It's almost a battle, in and of itself, to stand my ground while so many ghostly characters come at me with their stories in their fists, or on their tongues, expecting me to type them up right this minute.
(I posted a list of the order in which the Highlander's stories will be told, but they don't even look at it! I mean, it's right there, stuck to the plaque on the memorial cairn where everyone can see it. And I know, after all these centuries, every last one of them has learned to read!)
And, on top of all this, I've just been waylaid in the shower and informed that one of the stories I planned to tell was just flat out wrong, and one handsome brunette named Ross would be happy to dictate the truth--if I promise to write it next.
Well, I'm not going to fall for that. I have a plan, damn it. I've color coded things and made charts and schedules, and I'm not going to let a wisp of Scottish fog, or shower steam, turn it all into a waste of time!

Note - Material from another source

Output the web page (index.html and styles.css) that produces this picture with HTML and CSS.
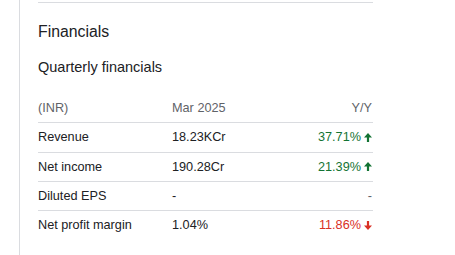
FILE: index.html
```html
<!DOCTYPE html>
<html lang="en">
<head>
<meta charset="utf-8">
<title>Financials</title>
<link rel="stylesheet" href="styles.css">
</head>
<body>
<div class="frame">
  <div class="rail">
    <section class="card">
      <div class="divider"></div>
      <h2 class="title">Financials</h2>
      <h3 class="subtitle">Quarterly financials</h3>
      <div class="table">
        <div class="row head">
          <span>(INR)</span>
          <span>Mar 2025</span>
          <span class="yy">Y/Y</span>
        </div>
        <div class="row">
          <span>Revenue</span>
          <span>18.23KCr</span>
          <span class="yy up">37.71%<svg class="arrow" viewBox="0 0 8 9" width="8" height="9"><path d="M4 0L8 4.6H5.1V9H2.9V4.6H0Z"/></svg></span>
        </div>
        <div class="row">
          <span>Net income</span>
          <span>190.28Cr</span>
          <span class="yy up">21.39%<svg class="arrow" viewBox="0 0 8 9" width="8" height="9"><path d="M4 0L8 4.6H5.1V9H2.9V4.6H0Z"/></svg></span>
        </div>
        <div class="row">
          <span>Diluted EPS</span>
          <span>-</span>
          <span class="yy muted">-</span>
        </div>
        <div class="row last">
          <span>Net profit margin</span>
          <span>1.04%</span>
          <span class="yy down">11.86%<svg class="arrow" viewBox="0 0 8 9" width="8" height="9"><path d="M4 9L8 4.4H5.1V0H2.9V4.4H0Z"/></svg></span>
        </div>
      </div>
    </section>
  </div>
</div>
</body>
</html>
```

FILE: styles.css
```css
html, body {
  margin: 0;
  padding: 0;
  background: #ffffff;
}

body {
  font-family: Arial, "Liberation Sans", sans-serif;
  color: #202124;
}

.frame {
  display: flex;
  height: 255px;
  overflow: hidden;
}

.rail {
  margin-left: 19px;
  border-left: 1px solid #dadce0;
  display: flex;
}

.card {
  margin-left: 18px;
  width: 335px;
  padding-top: 2px;
}

.divider {
  height: 0;
  border-top: 1px solid #dadce0;
}

.title {
  margin: 19px 0 0;
  font-size: 15.8px;
  line-height: 20px;
  font-weight: 400;
  color: #202124;
}

.subtitle {
  margin: 15px 0 0;
  font-size: 14.5px;
  line-height: 20px;
  font-weight: 400;
  color: #202124;
}

.table {
  margin-top: 17px;
  font-size: 12.7px;
}

.row {
  display: grid;
  grid-template-columns: 134px 1fr 1fr;
  align-items: center;
  height: 28.3px;
  border-bottom: 1px solid #dadce0;
  color: #202124;
}

.row.last {
  border-bottom: 0;
}

.row.head {
  color: #5f6368;
}

.yy {
  display: flex;
  justify-content: flex-end;
  align-items: center;
  gap: 3px;
  padding-right: 1px;
}

.up {
  color: #137333;
}

.down {
  color: #d93025;
}

.muted {
  color: #5f6368;
}

.arrow {
  fill: currentColor;
  display: block;
}
```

Besides, if word got out to the others, I'd never be alone in the bathroom again. And that, my friends, is not an option.
So. As per the schedule, Fraser is next.
(Just kidding. He is definitely next.)
"Mr. Ross, get back in line or I will sic a couple of Muir witches on you! And anyone stepping a ghost of a toe in my bathroom will become Number Zero. Are we clear?!"
About the room...
There are a number of rooms in my head. Behind one, there is a gnarly table covered with thick open books. If I close those and tuck them away on the shelves, my thoughts become less cluttered. I can focus on whatever is left on the table.